Graphics settings problem.
Just a while ago I had a slip with my mouse, and somehow made my display start showing images as 'stretched' horizontally. It's not really bad, but obviously the image is out of proportion.
I am using a Windows 7 unit, displaying simultaneously on a 15 inch standard monitor, and via HDMI cable, my 61 inch Vizio TV. When I first connected the cable, between the computer and the TV, I followed the instructions and came up with a nice functional dual display, that allows me to position windows on either the big screen or the monitor, and the cursor will travel from one to the other, very much like setups I've dealt with at work. Since it suited me from the beginning, I never got into the options to change anything, except to get the display as large as feasible on the big screen for reading text.
In Control Panel settings, I have selected 1024 x 768 resolution, and under 'Multiple displays' I have 'Extend these displays'.
On Graphics Options I have 'Output To' set to 'Extend Desktop' with 'Digital Television + Monitor'
On Panel Fit Digital Television I have 'Scale Full Screen'. Any other setting here shrinks the desktop from 16-9 to 4-3 size on the screen, which is obviously not what I had before my miscue. These are the only choices I can find that use both screens, and allow the cursor to travel back and forth between both. I had it really nice before and wonder if there is another place that adjustments can be made that I'm not seeing. Thanks to any who can help.
canetoad
(18,121 posts)You obviously have two screens. Have you adjusted the aspect ration and resolution seperately? Click on either screen 1 or screen 2 in display settings and tweak them to your liking.
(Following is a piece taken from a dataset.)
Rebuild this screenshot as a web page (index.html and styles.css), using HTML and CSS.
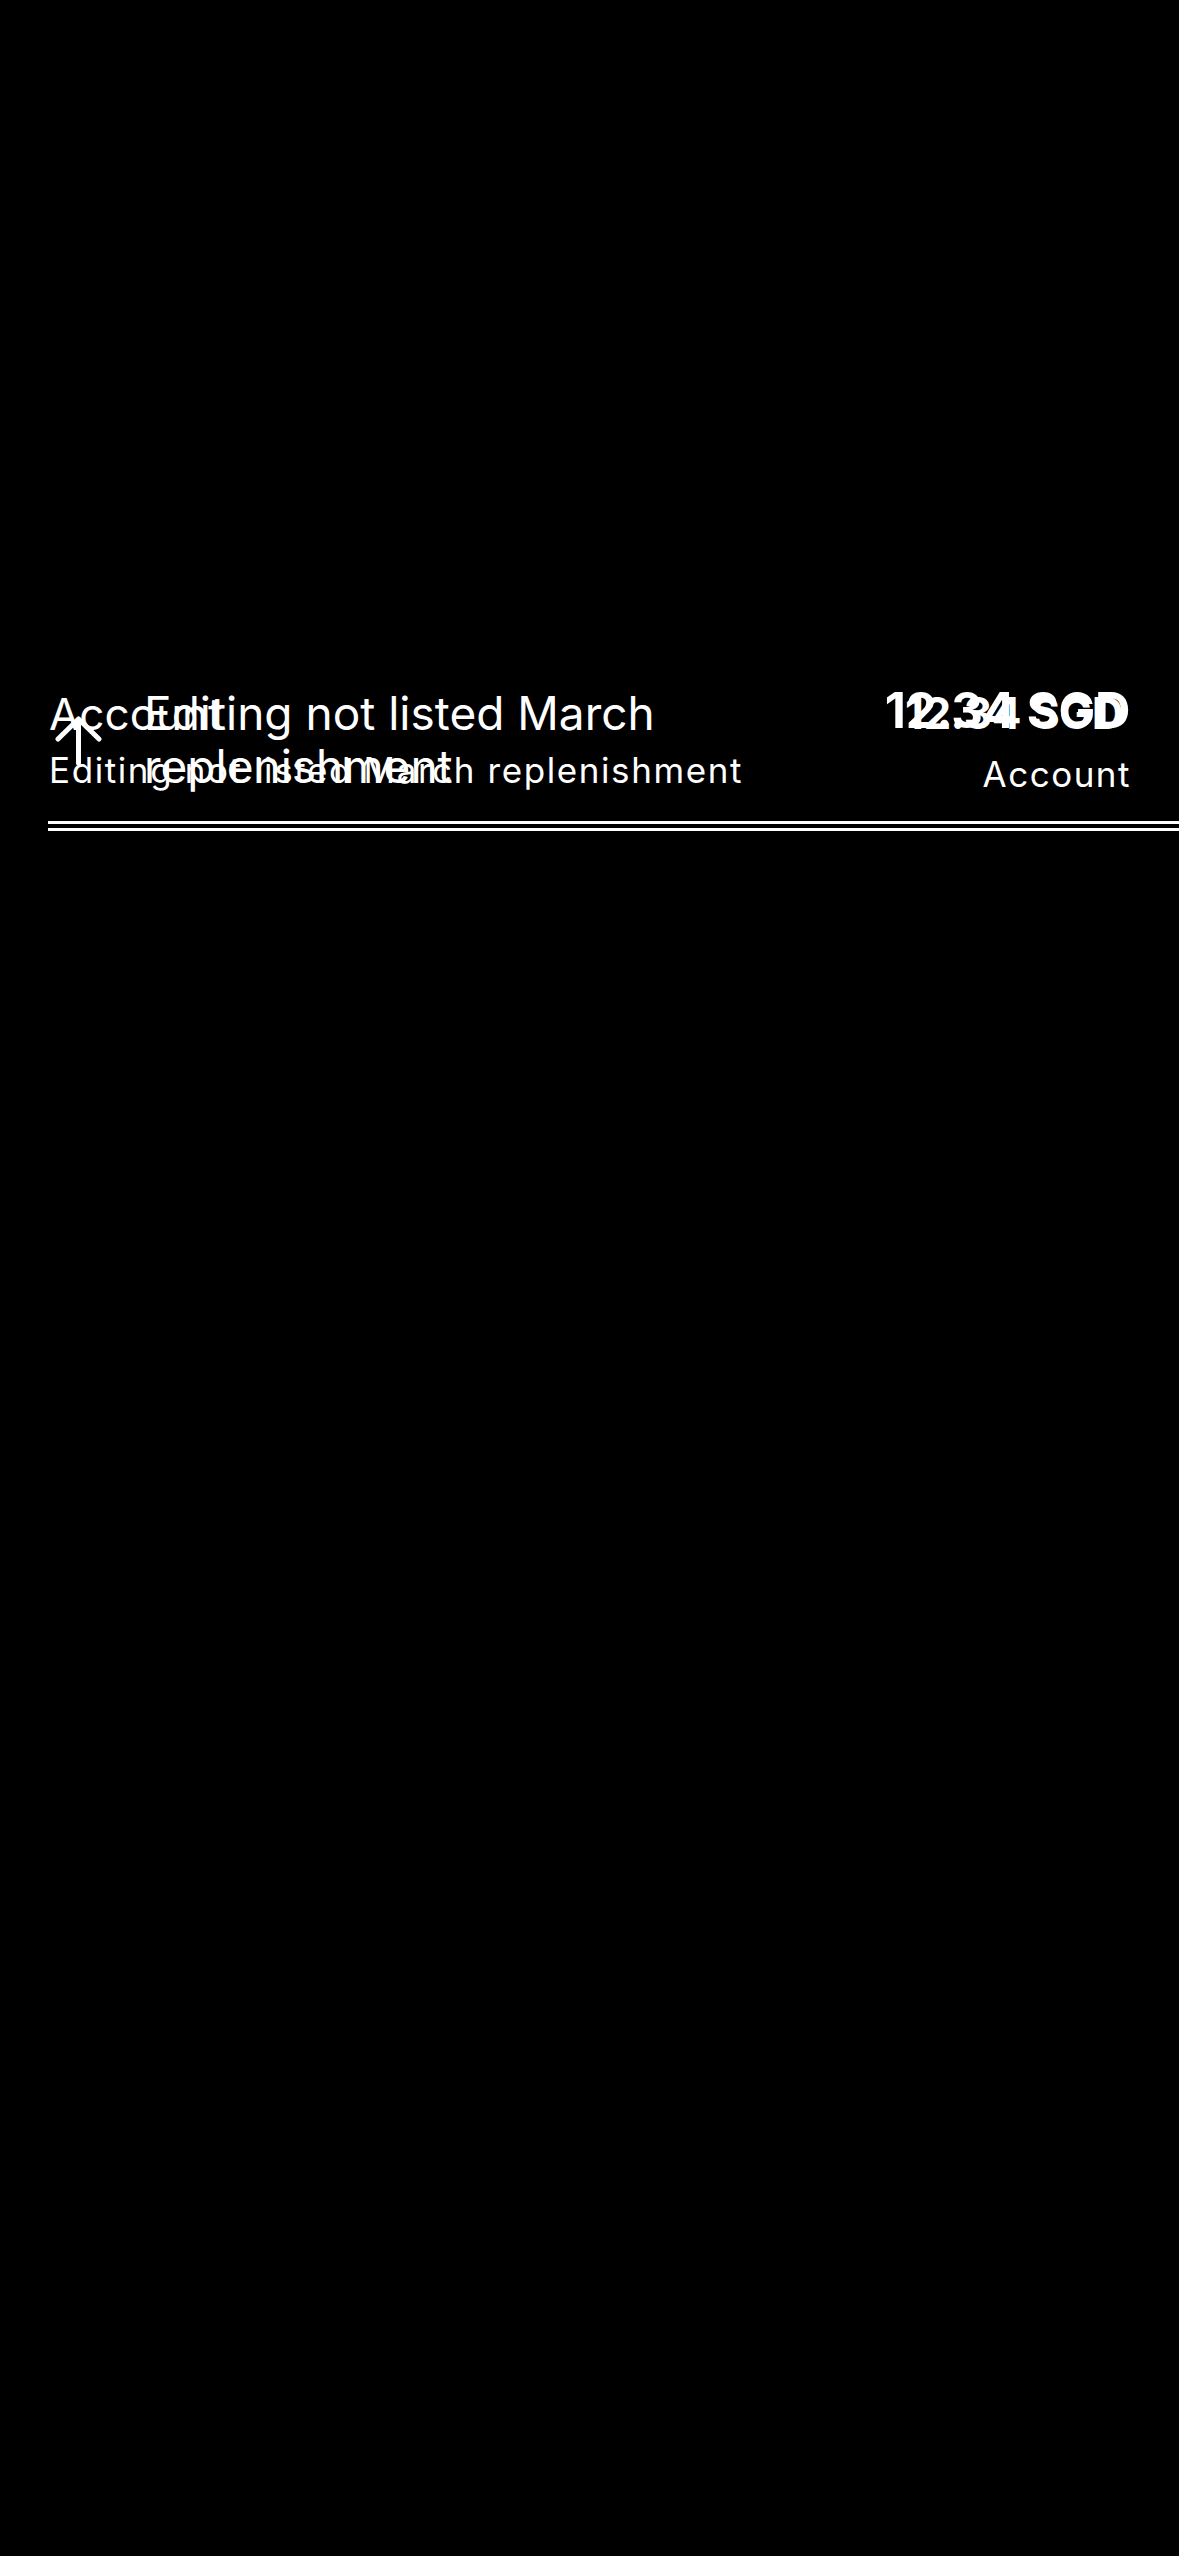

Secondly, are you sure you didn't hit a button somewhere on the monitor itself?
House of Roberts
(5,682 posts)I can't see anything to 'tweak' on the page that allows to toggle between screen 1 and 2. Resolution is the same for both monitors.
canetoad
(18,121 posts)You can do it all through display settings (Settings/System/Display).
Two diagrams of monitors at top of page. One or the other should be darkened. This is the active monitor.
Scroll down until you come to Scale and Layout. Whichever monitor is darkened (highlighted) is the active settings.
The optimum resolution for each monitor will be marked. (Recommended). They can be changed independently.
Make7
(8,546 posts)1024 x 768 is a 4:3 aspect ratio. Can you set the resolutions to 1920 x 1080, or 1280 x 720, or 1366 x 768? (Just try the highest available 16:9 aspect resolution and if you don't like the results, wait for the computer to revert back to your current setting (30 seconds or so), and try another resolution.)
House of Roberts
(5,682 posts)My problem may be I need to make more than one change to get this to work right again, and I'm not changing but one thing at a time.
The TV is 16x9, but the small monitor is a 4x3.
Everything was fine until it wasn't.
canetoad
(18,121 posts)This page has lists of resolutions for 16: 9 and 4:3.
http://natesbox.com/blog/43-and-169-screen-resolutions/
House of Roberts
(5,682 posts)see my reply to Make7 for what I did.
Y'all were both helpful, and I appreciate your time.
Make7
(8,546 posts)Leave the monitor at 1024 x 768 and change the TV to 1366 x 768.
If you right-click on the desktop and choose screen resolution, in the control panel that comes up, I think you just click on the numbered monitor icon at the top to select and change settings individually.
House of Roberts
(5,682 posts)It's back to looking right again.
I changed to using only the TV, got the resolution like you recommended, and the display is much better. Then I went back to both displays and the computer changed the TV resolution to match the monitor, which is what was stretching the picture. Changing the TV resolution back to 1366x768 held and now it's keeping the aspect to what it should.
Thanks a whole bunch!
Plus I learned something that may make it possible to use my Windows 10 computer the same way. I tried the 10 on the TV while the W7 was in the shop and couldn't make it work.
Make7
(8,546 posts)You could just put a text file on your desktop with the resolution settings that work best in case something changes. Especially when you sort it out on your Windows 10 machine. Sometimes just unplugging a monitor temporarily makes the display settings revert back to some previous setting even after that monitor is plugged back in. Thanks, Microsoft.
Paige_Turner
(2 posts)does it?
you're missing screen space.
House of Roberts
(5,682 posts)I already had the type set to 150%.
In spite of my incompetence, I learned something new. I have always said you don't learn much when these things work properly, but get things out of whack and sooner or later, you learn new tricks.